══ DATA FOR THE TASK ══

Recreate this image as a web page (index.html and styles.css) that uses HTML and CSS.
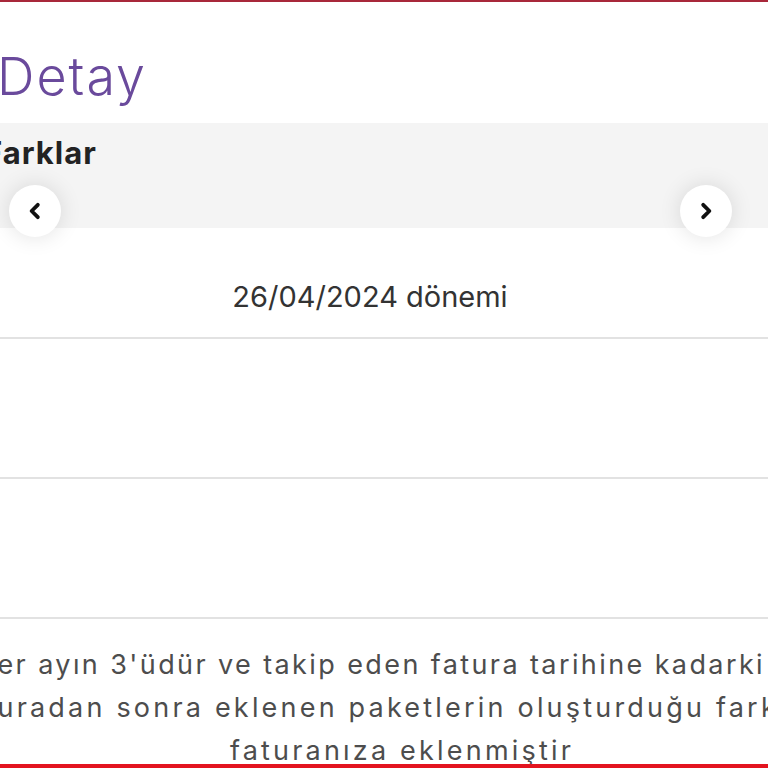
FILE: index.html
```html
<!DOCTYPE html>
<html lang="tr">
<head>
    <meta charset="UTF-8">
    <meta name="viewport" content="width=device-width, initial-scale=1.0">
    <title>Detay</title>
    <link rel="stylesheet" href="styles.css">
</head>
<body>
    <div class="screen">
        <h1 class="page-title">Detay</h1>

        <section class="carousel">
            <div class="carousel-head">
                <h2>Farklar</h2>
            </div>
            <button class="nav-btn prev" aria-label="Önceki">
                <svg viewBox="0 0 16 16" width="18" height="18"><polyline points="10.5,2.5 5,8 10.5,13.5"/></svg>
            </button>
            <button class="nav-btn next" aria-label="Sonraki">
                <svg viewBox="0 0 16 16" width="18" height="18"><polyline points="5.5,2.5 11,8 5.5,13.5"/></svg>
            </button>

            <div class="period">26/04/2024 dönemi</div>
            <div class="row"></div>
            <div class="row"></div>
        </section>

        <div class="note">
            <div class="note-line">Fatura dönemi her ayın 3'üdür ve takip eden fatura tarihine kadarki süresini kapsar ve</div>
            <div class="note-line wide">faturadan sonra eklenen paketlerin oluşturduğu farkların</div>
            <div class="note-line wide">faturanıza eklenmiştir</div>
        </div>
    </div>
</body>
</html>
```

FILE: styles.css
```css
body {
    margin: 0;
    background: #fff;
    font-family: Inter, "Noto Sans", sans-serif;
    overflow: hidden;
}

.screen {
    height: 768px;
    box-sizing: border-box;
    border-top: 2px solid #a8283a;
    border-bottom: 4px solid #e3141f;
    overflow: hidden;
}

.page-title {
    margin: 49px 0 20px -3px;
    font-size: 52px;
    line-height: 1;
    font-weight: 300;
    letter-spacing: 2px;
    color: #6a4a9c;
}

.carousel {
    position: relative;
}

.carousel-head {
    height: 105px;
    box-sizing: border-box;
    padding-top: 14px;
    background: #f4f4f4;
}

.carousel-head h2 {
    margin: 0 0 0 -16px;
    font-size: 31px;
    line-height: 1;
    font-weight: 700;
    letter-spacing: 1px;
    color: #222;
}

.nav-btn {
    position: absolute;
    top: 62px;
    width: 52px;
    height: 52px;
    padding: 0;
    border: none;
    border-radius: 50%;
    background: #fff;
    box-shadow: 0 0 22px rgba(0, 0, 0, 0.12);
    display: flex;
    align-items: center;
    justify-content: center;
    cursor: pointer;
}

.nav-btn svg {
    fill: none;
    stroke: #111;
    stroke-width: 3.4;
    stroke-linecap: round;
    stroke-linejoin: round;
}

.nav-btn.prev {
    left: 9px;
}

.nav-btn.next {
    right: 36px;
}

.period {
    padding: 54px 28px 26px 0;
    font-size: 29px;
    line-height: 1;
    text-align: center;
    color: #333;
    border-bottom: 2px solid #e2e2e2;
}

.row {
    height: 138px;
    border-bottom: 2px solid #e2e2e2;
}

/* wide box so the long lines stay centred */
.note {
    margin: 0 -436px 0 -400px;
    padding-top: 24px;
    font-size: 27px;
    line-height: 43px;
    letter-spacing: 2.4px;
    color: #4d4d4d;
    text-align: center;
    white-space: nowrap;
}

.note-line.wide {
    letter-spacing: 3.2px;
}
```
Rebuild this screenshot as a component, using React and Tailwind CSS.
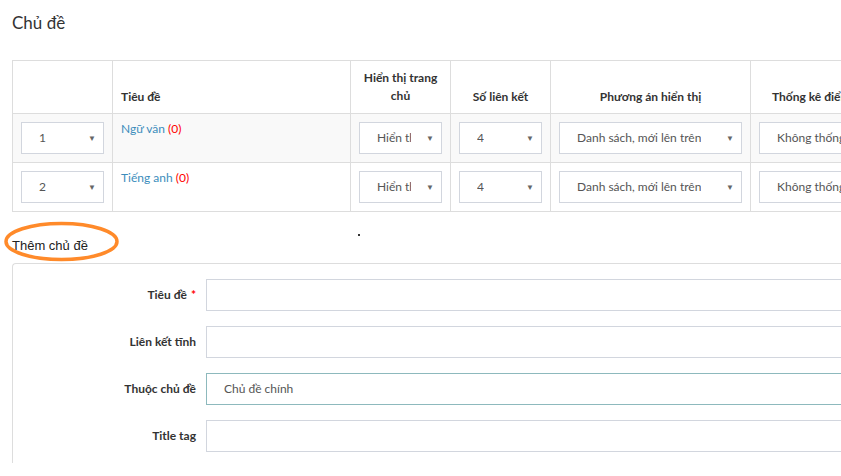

═══

> **AIM OF THE TASK**
Select from the material above each line in which the string "page" appears, and list those lines.

> **RESPONSE FOR THIS EXERCISE**
Recreate this image as a web page (index.html and styles.css) that uses HTML and CSS.
        <h1 class="page-title">Detay</h1>
.page-title {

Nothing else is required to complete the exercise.